Given that the vast majority of new products are extensions and the vast majority of new products fail, the implication is clear: too many extensions fail. Why? Extensions are not creating sufficient relevance and differentiation in their product or service categories. An increasingly competitive marketplace will be even more unforgiving to poorly positioned and marketed extensions. Marketers must be rigorous and disciplined in their analysis and development of brand extensions to increase the likelihood of success.

CONCLUSIONS

Recognising the substantial intangible value of brands to a corporation, branding is likely to remain a top priority for organisations of all kinds. Successful branding in the 21st century, however, requires new areas of emphasis and new skills. In this article, five priority areas were identified and briefly discussed concerning:

1. actively engaging in participation marketing

2. crafting well-designed products and services

3. developing fully integrated channel and communication strategies

4. embracing enlightened corporate social responsibility

5. designing and implementing a robust brand architecture strategy.

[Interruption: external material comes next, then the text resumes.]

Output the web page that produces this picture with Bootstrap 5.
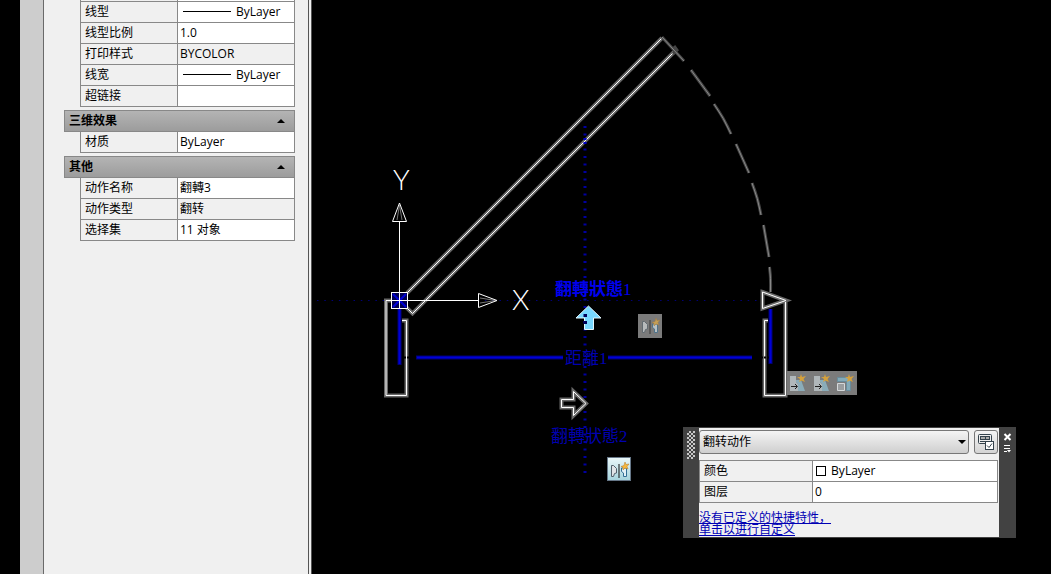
<!DOCTYPE html>
<html lang="zh-CN">
<head>
<meta charset="utf-8">
<meta name="viewport" content="width=device-width, initial-scale=1">
<title>翻转动作</title>
<link rel="stylesheet" href="https://cdn.jsdelivr.net/npm/bootstrap@5.3.0/dist/css/bootstrap.min.css">
<style>
body { background:#000; color:#000; font:12px/20px "Open Sans","Noto Sans CJK SC",sans-serif; }
.palette { width:292px; margin-left:20px; background:#f0f0f0; border-right:1px solid #555; }
.palette-strip { width:24px; background:#cdcdcd; border-right:1px solid #6a6a6a; }
.palette-body { padding-left:20px; padding-right:13px; border-right:1px solid #555; margin-right:2px; }
.props { border-collapse:separate; border-spacing:0; table-layout:fixed; width:100%; border-left:1px solid #888; }
.props th, .props td { height:21px; padding:0 2px; border-right:1px solid #888; border-bottom:1px solid #888; font-weight:400; line-height:20px; white-space:nowrap; overflow:hidden; }
.props th { width:97px; padding-left:4px; }
.props td { background:#fff; }
.props td.locked { background:#f0f0f0; }
.props tr.cut > * { height:2px; line-height:1px; }
.palette-body .props { margin-left:16px; width:calc(100% - 16px); }
.ltype { display:inline-block; width:48px; height:1px; background:#000; margin:0 5px 2px 3px; vertical-align:middle; }
.group-head { height:22px; margin-top:3px; padding:0 9px 0 4px; border:1px solid #888; background:linear-gradient(#b4b4b4,#9c9c9c); font-weight:700; line-height:20px; color:#000; }
.canvas { overflow:hidden; background:#000; min-height:100vh; }
.cad-label { font-family:"Liberation Serif","Noto Sans CJK TC",serif; font-size:17px; }
.axis-label { font-family:Lato,sans-serif; font-weight:300; font-size:28px; fill:#fff; }
.halo { stroke:#686868; stroke-width:4; fill:none; }
.core { stroke:#fff; stroke-width:1; fill:none; }
.on-canvas { position:absolute; }
.tool { width:24px; height:24px; padding:0; border:0; background:#7b7b7b; display:block; overflow:hidden; }
.tool.hot { background:linear-gradient(#e8f6f8,#a6d4dd); border:1px solid #678; }
.tool.end { width:22px; }
.tool svg { display:block; }
.bar1 { left:326px; top:314px; }
.bar2 { left:295px; top:457px; }
.bar3 { left:475px; top:371px; }
.quick { left:371px; top:427px; width:333px; background:#f0f0f0; border:solid #424242; border-width:1px 0; }
.quick-edge { background:#424242; flex:none; width:17px; }
.quick-edge.left { width:16px; }
.grip { width:8px; height:28px; margin:3px 0 0 4px; background:repeating-conic-gradient(#c8c8c8 0 25%,transparent 0 50%) 0 0/4px 4px; }
.quick-head { gap:5px; padding:2px 1px 0 0; }
.pick { height:24px; border:1px solid #777; border-radius:3px; background:linear-gradient(#f4f4f4,#cfcfcf); padding:0 16px 0 3px; font:inherit; appearance:none; color:#000; }
.pick-wrap { position:relative; }
.pick-wrap svg { position:absolute; right:3px; top:10px; pointer-events:none; }
.custom { width:24px; height:24px; padding:0; border:1px solid #777; border-radius:3px; background:linear-gradient(#f4f4f4,#d4d4d4); }
.quick .props { width:calc(100% - 1px); margin-top:6px; border-top:1px solid #888; }
.quick .props th { width:113px; padding-left:4px; }
.swatch { display:inline-block; width:10px; height:10px; border:1px solid #000; background:#fff; margin:0 2px 0 1px; vertical-align:-1px; }
.quick a { color:#0000b4; }
.quick-links { margin-top:8px; height:26px; line-height:12px; font-family:"Noto Sans CJK SC",sans-serif; }
.edge-btn { display:block; padding:0; border:0; background:none; }
</style>
</head>
<body>
<div class="d-flex min-vh-100">
  <aside class="palette d-flex flex-shrink-0">
    <div class="palette-strip flex-shrink-0"></div>
    <div class="palette-body flex-grow-1">
      <table class="props">
        <tr class="cut"><th></th><td></td></tr>
        <tr><th scope="row">线型</th><td><span class="ltype"></span>ByLayer</td></tr>
        <tr><th scope="row">线型比例</th><td>1.0</td></tr>
        <tr><th scope="row">打印样式</th><td class="locked">BYCOLOR</td></tr>
        <tr><th scope="row">线宽</th><td><span class="ltype"></span>ByLayer</td></tr>
        <tr><th scope="row">超链接</th><td></td></tr>
      </table>
      <button type="button" class="group-head w-100 d-flex align-items-center justify-content-between">三维效果
        <svg width="8" height="4"><path d="M0 4L4 0L8 4z"/></svg></button>
      <table class="props">
        <tr><th scope="row">材质</th><td>ByLayer</td></tr>
      </table>
      <button type="button" class="group-head w-100 d-flex align-items-center justify-content-between">其他
        <svg width="8" height="4"><path d="M0 4L4 0L8 4z"/></svg></button>
      <table class="props">
        <tr><th scope="row">动作名称</th><td>翻轉3</td></tr>
        <tr><th scope="row">动作类型</th><td class="locked">翻转</td></tr>
        <tr><th scope="row">选择集</th><td>11 对象</td></tr>
      </table>
    </div>
  </aside>

  <main class="canvas position-relative flex-grow-1">
    <svg class="on-canvas top-0 start-0 w-100 h-100">
      <defs>
        <g id="door">
          <path d="M392 300.5H386V395.5H406.500V320.500H402"/>
          <path d="M407 293L662 38M406 307L412.500 313.500L674 52"/>
          <path d="M785.500 302V395.500H764.500V320.500H768"/>
          <path d="M762.500 292L786 300.500L762.500 308.500Z"/>
          <path d="M561.500 399.500H573.500V391.500L586 403.500L573.500 415.500V407.500H561.500Z"/>
        </g>
        <g id="flip">
          <path d="M3.500 15.500V4.500H5.500L8.500 7.500V12L6.500 12.500L5.500 15.500Z" fill="#e0e4e7" stroke="#52616b"/>
          <path d="M11 3V17" stroke="#111"/>
          <path d="M18.500 7V15.500H15.500V12L13.500 10.500V7Z" fill="#e2f1f7" stroke="#326f94"/>
          <path d="M17 1L18 3.500L21 3L19 5.500L20 8L17 7L15 9V6.500L13 5.500L16 4.500Z" fill="#f7b83e" stroke="#b77920" stroke-width=".5"/>
        </g>
        <path id="spark" d="M15 4L16 7L20 6L17.500 9L19 12L15.500 10.500L13 12L14 9L11 7L14 7Z" fill="#d5a13c"/>
        <g id="move">
          <path d="M3 5H9V11L11 13V20H3Z" fill="#b0b7ba"/>
          <path d="M9 9H14L18 20H11V13L9 11Z" fill="#8aacb9"/>
          <path d="M4 15.500H10M8 13L10.500 15.500L8 18" stroke="#222" fill="none"/>
          <use href="#spark" transform="translate(-1 -1)"/>
        </g>
      </defs>
      <g transform="translate(-312 0)" fill="none">
        <path d="M317 300.500H762" stroke="#000078" stroke-dasharray="1.500 5.800"/>
        <path d="M585 126V475" stroke="#0000a0" stroke-width="3" stroke-dasharray="2 5.500"/>
        <path d="M399.500 309V365M416 357.500H563M608 357.500H752M770.500 309V364" stroke="#000078" stroke-width="4"/>
        <path d="M399.500 309V364M417 357.500H563M608 357.500H752M770.500 309V363" stroke="#0000d8" stroke-width="2"/>
        <use href="#door" class="halo"/><use href="#door" class="core"/>
        <path d="M662 37L684 61M674 46L677 50L673 54M691 70L710 96M714 104Q724 118 731 134M736 144L749 173M752 183Q758 198 761 215M763.500 225L769 257M769.500 267Q771 277 770.500 292" stroke="#454545" stroke-width="3"/>
        <path d="M662 37L684 61M691 70L710 96M714 104Q724 118 731 134M736 144L749 173M752 183Q758 198 761 215M763.500 225L769 257M769.500 267Q771 277 770.500 292" stroke="#888"/>
        <path d="M585 138V144" stroke="#00c" stroke-width="3" stroke-dasharray="2 2"/>
        <rect x="391.500" y="292.500" width="16" height="16" fill="#000050"/>
        <path d="M393 294L406 307M406 294L393 307" stroke="#0000d8" stroke-width="2"/>
        <g stroke="#fff" shape-rendering="crispEdges"><rect x="391.500" y="292.500" width="16" height="16"/><path d="M399.500 221V308M392 300.500H479"/></g>
        <path d="M397 220L399.500 205L402 220M480 298L496 300.500L480 303" stroke="#777"/>
        <path d="M399.500 203L406.500 221.500H392.500ZM497 300.500L478.500 307.500V293.500Z" stroke="#fff"/>
        <path d="M404 357.500H410M761 357.500H769" stroke="#000" stroke-width="2" stroke-dasharray="2 1"/>
        <path d="M588.500 306L601 318H593.500V329.500H584.500V318H576Z" fill="#78d8ff" stroke="#e4f8ff"/>
        <path d="M583.500 315.500H587M583.500 322.500H587" stroke="#00005a" stroke-width="3"/>
        <text x="393" y="190" class="axis-label">Y</text>
        <text x="512" y="310" class="axis-label">X</text>
        <g class="cad-label" fill="#0000b0">
          <text x="555" y="295" fill="#0000f0" font-weight="700">翻轉狀態<tspan font-weight="400">1</tspan></text>
          <text x="565" y="364">距離1</text>
          <text x="551" y="442">翻轉狀態2</text>
        </g>
      </g>
    </svg>

    <button type="button" class="tool on-canvas bar1" aria-label="翻转"><svg width="24" height="24" opacity=".6"><use href="#flip" transform="translate(1 3)"/></svg></button>
    <button type="button" class="tool hot on-canvas bar2" aria-label="翻转"><svg width="22" height="22"><use href="#flip" transform="translate(0 3)"/></svg></button>
    <div class="on-canvas bar3 d-flex">
      <button type="button" class="tool" aria-label="移动"><svg width="24" height="24"><use href="#move"/></svg></button>
      <button type="button" class="tool" aria-label="拉伸"><svg width="24" height="24"><use href="#move"/></svg></button>
      <button type="button" class="tool end" aria-label="缩放"><svg width="22" height="24"><path d="M2.500 10.500V6.500H15.500V19.500H11.500V10.500Z" fill="#83aab8" stroke="#688c9c"/><path d="M2.500 12.500H9.500V19.500H2.500Z" fill="#9a9ea0" stroke="#d4d8da"/><use href="#spark" transform="translate(-1 -1)"/></svg></button>
    </div>

    <section class="quick on-canvas d-flex">
      <div class="quick-edge left"><div class="grip"></div></div>
      <div class="flex-grow-1">
        <div class="quick-head d-flex">
          <div class="pick-wrap flex-grow-1"><select class="pick w-100" aria-label="对象类型"><option>翻转动作</option></select>
            <svg width="8" height="4"><path d="M0 0H8L4 4z"/></svg></div>
          <button type="button" class="custom" aria-label="自定义"><svg width="22" height="22" class="d-block"><g fill="#eee" stroke="#34424c"><rect x="3.500" y="3.500" width="13" height="9" rx="1"/><rect x="5.500" y="5.500" width="9" height="3" fill="#aaa"/><path d="M10.500 5V8M5 10.500H10"/><rect x="10.500" y="10.500" width="8" height="8" fill="#fff"/><path d="M12 14.500L14 16.500L17 12.500" fill="none"/></g></svg></button>
        </div>
        <table class="props">
          <tr><th scope="row">颜色</th><td><span class="swatch"></span> ByLayer</td></tr>
          <tr><th scope="row">图层</th><td>0</td></tr>
        </table>
        <div class="quick-links"><a href="#">没有已定义的快捷特性，<br>单击以进行自定义</a></div>
      </div>
      <div class="quick-edge">
        <button type="button" class="edge-btn" aria-label="关闭"><svg width="17" height="15" class="d-block"><path d="M5.500 6L11.500 12M11.500 6L5.500 12" stroke="#fff" stroke-width="2"/></svg></button>
        <button type="button" class="edge-btn" aria-label="选项"><svg width="17" height="12" class="d-block"><path d="M5 2.500H11M5 5.500H11M5 8.500H8" stroke="#fff"/><path d="M8 7H12L10 9.500Z" fill="#fff"/></svg></button>
      </div>
    </section>
  </main>
</div>
<script src="https://cdn.jsdelivr.net/npm/bootstrap@5.3.0/dist/js/bootstrap.bundle.min.js"></script>
</body>
</html>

Obviously, each area is complex and challenging, and deserves greater analysis and discussion. But, regardless of the particular outcomes of that debate, one fact will remain. Branding has been and always will be a combination of art and science. If there is one safe prediction to be made about the future of branding, it is that the logic and creativity of the marketers involved will be the single most important factor determining the fortunes of brands and separating the winners from the losers.